A memorable performance was offered at Podgorica’s Hard Rock Café by the ever inventive guitar-player Kitanovski, in the company of his own group featuring Vasil Hadzimanov as a skilful explorer of the depths and delights of the Hammond organ timbre, with due support from drummer Peda Milutinovic (doubled by Viktor Filipovski in most of the pieces). That performance was another occasion for the unwavering David Binney to join in, and to deliver a couple of spectacular solos.

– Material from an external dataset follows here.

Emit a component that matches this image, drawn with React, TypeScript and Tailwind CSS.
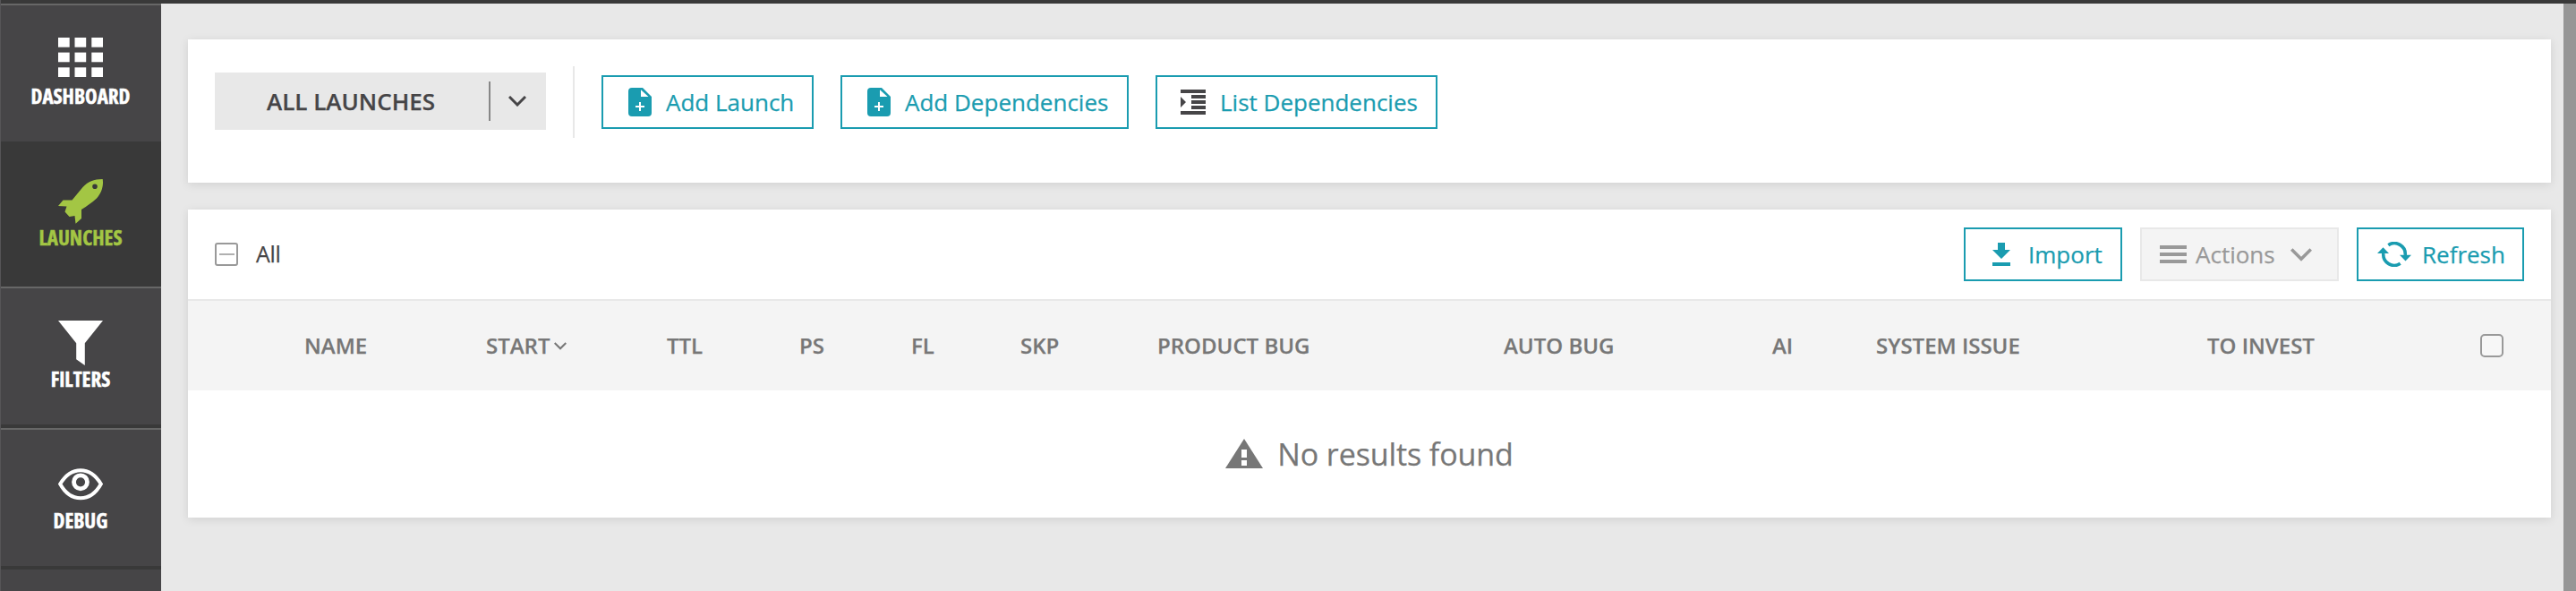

As expected, the live performances were complemented by interesting side events: jazz-related films, an exhibition of the previous editions’ posters, lectures. I was privileged to get involved in the latter chapter. Right after my arrival in Montenegro’s capital (thanks to the automobile-driving talents of my friend Dr. Thomas Mendel) I was invited to give a lecture for the participants of the Balkan Jazz Bridges workshop. I gladly accepted, and the encounter took place in the friendly atmosphere of the American Corner at KiC (Kulturni Informativni Centar) in Podgorica. On the same occasion I had the pleasure to meet Anica Vujnovic, the generous translator of my texts for JAM Bilten. But the paramount experience was yet to come: it was an unforgettable accomplishment to address the professors and students of the Music Academy in Cetinje, located in the building that had hosted the British Embassy until 1918. My conference was entitled Geopolitical & Cultural Perspectives on Jazz, and featured the same introduction as this article. The event was hosted by the Academy’s Assistant Dean for international cooperation, Bojan Martinovic, a young and distinguished pianist of classic music, and by Maja Popovic’s efficient assistant, Ksenja Vukmirovic. I felt truly honoured when Mr. Martinovic told me that I was the first person to have ever delivered a lecture on jazz in the Music Academy of Montenegro. Any priority of this kind, concerning the cultural relationships between Romania and Montenegro, makes me feel happy.